Set task
Scan the records below for the line containing "Give me the" and the line containing "const N = ()". Copy both, plus every line between, exactly.

═══ Dataset entries

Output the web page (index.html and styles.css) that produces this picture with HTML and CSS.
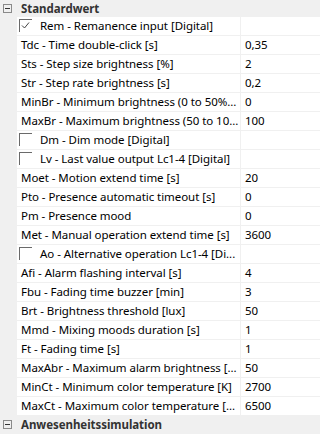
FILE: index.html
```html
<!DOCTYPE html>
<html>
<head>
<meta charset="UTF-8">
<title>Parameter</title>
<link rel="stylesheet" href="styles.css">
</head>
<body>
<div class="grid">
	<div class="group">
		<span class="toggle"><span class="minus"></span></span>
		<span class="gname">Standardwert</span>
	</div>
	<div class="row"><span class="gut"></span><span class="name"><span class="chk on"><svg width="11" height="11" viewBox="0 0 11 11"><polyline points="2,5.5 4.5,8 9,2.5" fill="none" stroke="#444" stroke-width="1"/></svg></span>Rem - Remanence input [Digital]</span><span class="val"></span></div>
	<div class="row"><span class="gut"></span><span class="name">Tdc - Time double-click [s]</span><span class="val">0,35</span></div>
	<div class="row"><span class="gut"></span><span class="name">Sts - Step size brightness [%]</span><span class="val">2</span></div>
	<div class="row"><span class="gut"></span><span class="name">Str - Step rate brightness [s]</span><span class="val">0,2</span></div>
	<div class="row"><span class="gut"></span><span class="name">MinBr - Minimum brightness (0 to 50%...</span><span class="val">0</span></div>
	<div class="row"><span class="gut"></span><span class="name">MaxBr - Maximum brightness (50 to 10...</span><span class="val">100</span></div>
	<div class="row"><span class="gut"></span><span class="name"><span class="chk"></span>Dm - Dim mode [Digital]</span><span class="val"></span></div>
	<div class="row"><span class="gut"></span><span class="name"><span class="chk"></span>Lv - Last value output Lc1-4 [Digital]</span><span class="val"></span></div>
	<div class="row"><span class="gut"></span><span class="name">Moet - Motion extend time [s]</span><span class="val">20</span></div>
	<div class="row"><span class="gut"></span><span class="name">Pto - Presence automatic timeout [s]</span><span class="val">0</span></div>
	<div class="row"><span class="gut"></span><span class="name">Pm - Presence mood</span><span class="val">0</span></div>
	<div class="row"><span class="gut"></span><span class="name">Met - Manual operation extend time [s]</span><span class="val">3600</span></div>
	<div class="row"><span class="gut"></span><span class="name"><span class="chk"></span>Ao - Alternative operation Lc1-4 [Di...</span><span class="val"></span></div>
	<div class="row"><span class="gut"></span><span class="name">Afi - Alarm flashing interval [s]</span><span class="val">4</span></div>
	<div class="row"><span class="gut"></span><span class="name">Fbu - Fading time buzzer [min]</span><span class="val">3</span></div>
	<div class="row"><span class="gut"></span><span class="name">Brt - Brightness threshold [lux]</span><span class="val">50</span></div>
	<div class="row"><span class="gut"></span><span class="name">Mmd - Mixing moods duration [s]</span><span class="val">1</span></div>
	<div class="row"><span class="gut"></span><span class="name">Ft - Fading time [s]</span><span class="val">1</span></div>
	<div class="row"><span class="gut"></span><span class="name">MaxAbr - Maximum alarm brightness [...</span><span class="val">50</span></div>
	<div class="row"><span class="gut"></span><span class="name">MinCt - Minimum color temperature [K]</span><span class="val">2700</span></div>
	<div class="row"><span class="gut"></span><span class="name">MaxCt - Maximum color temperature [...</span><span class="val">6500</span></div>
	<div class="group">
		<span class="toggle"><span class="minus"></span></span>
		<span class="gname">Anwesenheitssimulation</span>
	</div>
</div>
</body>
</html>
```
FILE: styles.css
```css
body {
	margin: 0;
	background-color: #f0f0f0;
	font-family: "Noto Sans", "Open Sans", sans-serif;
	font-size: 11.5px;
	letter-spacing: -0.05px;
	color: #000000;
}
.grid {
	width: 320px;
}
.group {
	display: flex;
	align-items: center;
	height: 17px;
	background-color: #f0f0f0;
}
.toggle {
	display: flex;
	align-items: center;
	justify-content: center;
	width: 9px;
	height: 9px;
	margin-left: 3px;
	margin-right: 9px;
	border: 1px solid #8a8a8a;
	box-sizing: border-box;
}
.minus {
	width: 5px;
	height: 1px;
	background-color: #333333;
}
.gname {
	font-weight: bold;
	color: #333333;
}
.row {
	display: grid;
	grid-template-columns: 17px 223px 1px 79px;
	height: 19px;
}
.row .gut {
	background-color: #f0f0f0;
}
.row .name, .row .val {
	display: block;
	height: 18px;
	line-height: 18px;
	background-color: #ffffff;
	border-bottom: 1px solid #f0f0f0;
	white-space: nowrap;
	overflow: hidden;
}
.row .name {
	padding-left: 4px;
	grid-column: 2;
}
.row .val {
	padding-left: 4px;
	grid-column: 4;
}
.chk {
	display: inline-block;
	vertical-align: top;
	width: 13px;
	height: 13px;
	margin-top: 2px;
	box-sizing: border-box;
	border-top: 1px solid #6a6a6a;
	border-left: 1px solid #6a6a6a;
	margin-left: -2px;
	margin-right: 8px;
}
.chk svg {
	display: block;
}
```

══════
═══ Dataset entries

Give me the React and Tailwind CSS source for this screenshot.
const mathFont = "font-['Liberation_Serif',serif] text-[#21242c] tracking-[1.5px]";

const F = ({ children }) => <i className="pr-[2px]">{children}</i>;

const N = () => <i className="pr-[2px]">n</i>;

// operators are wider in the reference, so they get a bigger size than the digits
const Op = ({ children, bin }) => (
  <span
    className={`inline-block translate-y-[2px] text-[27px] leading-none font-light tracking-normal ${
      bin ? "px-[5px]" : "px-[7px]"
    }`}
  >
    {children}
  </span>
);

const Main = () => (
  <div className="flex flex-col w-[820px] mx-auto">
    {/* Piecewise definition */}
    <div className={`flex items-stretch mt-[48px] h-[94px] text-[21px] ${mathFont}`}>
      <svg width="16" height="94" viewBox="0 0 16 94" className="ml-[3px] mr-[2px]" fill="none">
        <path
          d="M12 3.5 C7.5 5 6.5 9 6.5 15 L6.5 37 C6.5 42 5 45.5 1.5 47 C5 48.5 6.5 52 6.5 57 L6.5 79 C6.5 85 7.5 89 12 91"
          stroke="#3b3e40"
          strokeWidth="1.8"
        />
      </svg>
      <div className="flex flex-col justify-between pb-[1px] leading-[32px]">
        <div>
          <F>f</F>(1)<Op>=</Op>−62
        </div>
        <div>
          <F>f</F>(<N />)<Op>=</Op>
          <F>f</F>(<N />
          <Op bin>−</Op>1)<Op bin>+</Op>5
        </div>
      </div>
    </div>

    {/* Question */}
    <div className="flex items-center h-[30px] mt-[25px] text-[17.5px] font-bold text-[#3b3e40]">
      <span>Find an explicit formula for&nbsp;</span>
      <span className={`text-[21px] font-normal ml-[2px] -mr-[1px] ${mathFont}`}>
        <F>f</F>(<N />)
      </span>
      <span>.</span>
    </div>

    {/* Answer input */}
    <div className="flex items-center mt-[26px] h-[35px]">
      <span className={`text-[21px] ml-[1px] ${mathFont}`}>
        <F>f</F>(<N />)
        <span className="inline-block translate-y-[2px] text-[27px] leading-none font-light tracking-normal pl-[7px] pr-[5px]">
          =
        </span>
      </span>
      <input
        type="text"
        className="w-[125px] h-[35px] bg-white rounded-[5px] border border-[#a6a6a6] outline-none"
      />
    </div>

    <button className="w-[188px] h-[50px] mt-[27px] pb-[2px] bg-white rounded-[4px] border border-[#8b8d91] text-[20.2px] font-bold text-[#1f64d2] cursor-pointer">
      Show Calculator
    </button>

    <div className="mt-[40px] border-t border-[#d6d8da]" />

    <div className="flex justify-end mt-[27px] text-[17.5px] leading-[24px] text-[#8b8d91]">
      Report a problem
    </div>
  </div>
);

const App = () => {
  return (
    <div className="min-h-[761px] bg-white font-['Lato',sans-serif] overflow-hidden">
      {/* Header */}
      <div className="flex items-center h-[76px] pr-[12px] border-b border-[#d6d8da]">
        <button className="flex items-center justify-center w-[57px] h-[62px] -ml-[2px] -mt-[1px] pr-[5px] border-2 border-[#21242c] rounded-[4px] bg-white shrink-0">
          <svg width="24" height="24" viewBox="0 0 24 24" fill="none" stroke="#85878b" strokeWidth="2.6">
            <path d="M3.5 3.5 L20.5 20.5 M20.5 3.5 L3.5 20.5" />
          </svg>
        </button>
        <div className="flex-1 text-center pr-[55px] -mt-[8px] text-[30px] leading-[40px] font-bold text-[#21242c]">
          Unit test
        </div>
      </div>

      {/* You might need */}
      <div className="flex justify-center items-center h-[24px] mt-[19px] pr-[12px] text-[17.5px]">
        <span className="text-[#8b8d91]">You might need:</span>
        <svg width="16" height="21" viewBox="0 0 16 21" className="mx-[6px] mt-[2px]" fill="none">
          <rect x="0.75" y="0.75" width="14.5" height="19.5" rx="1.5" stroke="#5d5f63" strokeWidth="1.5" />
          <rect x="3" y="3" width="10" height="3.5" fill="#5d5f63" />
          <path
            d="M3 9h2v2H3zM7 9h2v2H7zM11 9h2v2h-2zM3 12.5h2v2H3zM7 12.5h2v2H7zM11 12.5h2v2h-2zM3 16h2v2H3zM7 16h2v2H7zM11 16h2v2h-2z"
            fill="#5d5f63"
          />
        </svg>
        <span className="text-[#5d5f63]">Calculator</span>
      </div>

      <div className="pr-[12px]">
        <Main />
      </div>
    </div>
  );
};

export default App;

══════
═══ Dataset entries

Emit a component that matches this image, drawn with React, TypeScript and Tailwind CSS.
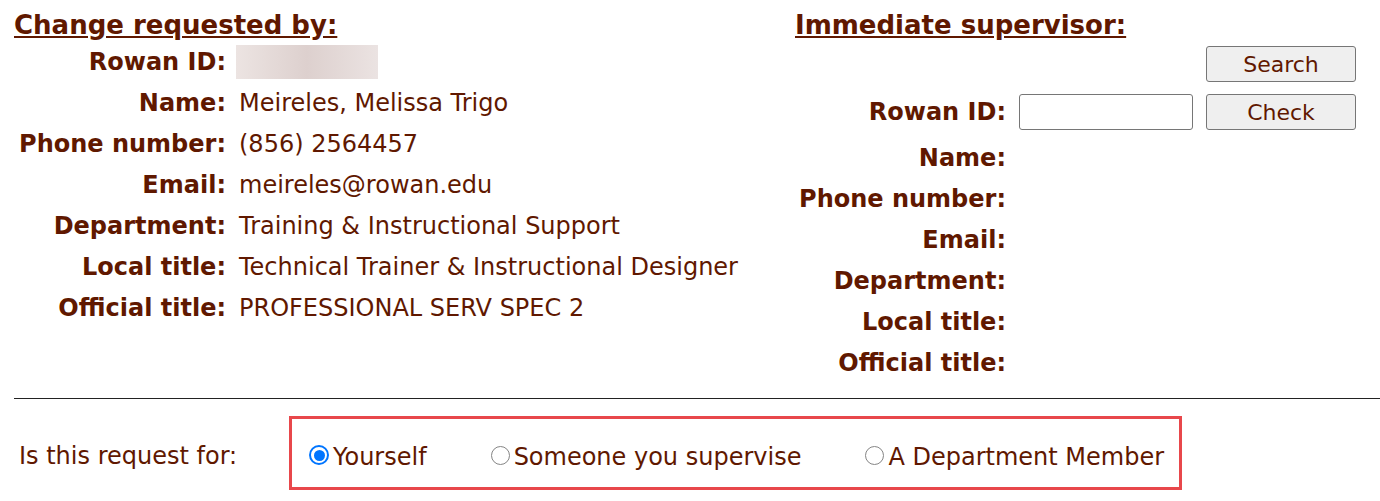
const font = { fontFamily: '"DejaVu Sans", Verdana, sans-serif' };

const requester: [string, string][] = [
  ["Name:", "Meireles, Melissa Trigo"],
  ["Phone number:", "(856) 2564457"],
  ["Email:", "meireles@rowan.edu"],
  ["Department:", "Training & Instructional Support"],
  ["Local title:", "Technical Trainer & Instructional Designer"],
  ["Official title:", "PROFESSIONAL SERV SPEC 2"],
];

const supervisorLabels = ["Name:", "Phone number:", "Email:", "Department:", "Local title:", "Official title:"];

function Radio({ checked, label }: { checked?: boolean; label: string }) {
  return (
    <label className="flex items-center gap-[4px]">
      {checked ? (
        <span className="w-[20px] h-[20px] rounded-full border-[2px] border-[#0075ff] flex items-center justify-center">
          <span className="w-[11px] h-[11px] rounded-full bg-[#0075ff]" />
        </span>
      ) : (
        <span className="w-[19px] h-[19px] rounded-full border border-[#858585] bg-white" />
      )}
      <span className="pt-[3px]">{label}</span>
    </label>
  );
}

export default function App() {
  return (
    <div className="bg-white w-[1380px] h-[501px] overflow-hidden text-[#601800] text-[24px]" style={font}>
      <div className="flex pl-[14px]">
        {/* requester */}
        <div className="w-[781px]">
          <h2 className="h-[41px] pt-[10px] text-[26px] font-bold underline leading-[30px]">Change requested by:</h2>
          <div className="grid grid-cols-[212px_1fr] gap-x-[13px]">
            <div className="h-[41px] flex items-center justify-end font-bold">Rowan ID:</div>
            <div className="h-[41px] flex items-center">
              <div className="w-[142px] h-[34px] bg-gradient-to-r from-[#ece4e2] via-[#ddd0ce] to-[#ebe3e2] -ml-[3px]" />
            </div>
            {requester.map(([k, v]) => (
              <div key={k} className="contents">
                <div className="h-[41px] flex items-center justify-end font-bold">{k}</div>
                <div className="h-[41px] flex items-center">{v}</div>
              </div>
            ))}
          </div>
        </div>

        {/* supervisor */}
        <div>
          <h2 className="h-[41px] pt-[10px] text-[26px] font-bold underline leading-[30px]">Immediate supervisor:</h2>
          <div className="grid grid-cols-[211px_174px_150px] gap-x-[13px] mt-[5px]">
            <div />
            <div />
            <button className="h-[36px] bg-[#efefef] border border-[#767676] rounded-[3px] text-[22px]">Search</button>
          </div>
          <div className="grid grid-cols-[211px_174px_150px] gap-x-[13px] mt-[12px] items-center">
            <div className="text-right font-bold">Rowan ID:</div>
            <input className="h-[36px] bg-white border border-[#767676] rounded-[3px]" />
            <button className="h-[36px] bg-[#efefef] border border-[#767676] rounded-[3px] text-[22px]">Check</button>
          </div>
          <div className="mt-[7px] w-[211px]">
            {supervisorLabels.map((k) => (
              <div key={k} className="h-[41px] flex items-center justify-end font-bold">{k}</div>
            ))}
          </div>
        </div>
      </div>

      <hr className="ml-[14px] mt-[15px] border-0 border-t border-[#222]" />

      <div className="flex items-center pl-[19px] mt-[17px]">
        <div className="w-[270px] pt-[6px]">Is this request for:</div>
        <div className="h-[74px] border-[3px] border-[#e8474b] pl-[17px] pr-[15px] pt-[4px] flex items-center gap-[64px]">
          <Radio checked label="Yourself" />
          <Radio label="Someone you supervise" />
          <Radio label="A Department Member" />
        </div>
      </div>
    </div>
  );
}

══════

Final result
Give me the React and Tailwind CSS source for this screenshot.
const mathFont = "font-['Liberation_Serif',serif] text-[#21242c] tracking-[1.5px]";

const F = ({ children }) => <i className="pr-[2px]">{children}</i>;

const N = () => <i className="pr-[2px]">n</i>;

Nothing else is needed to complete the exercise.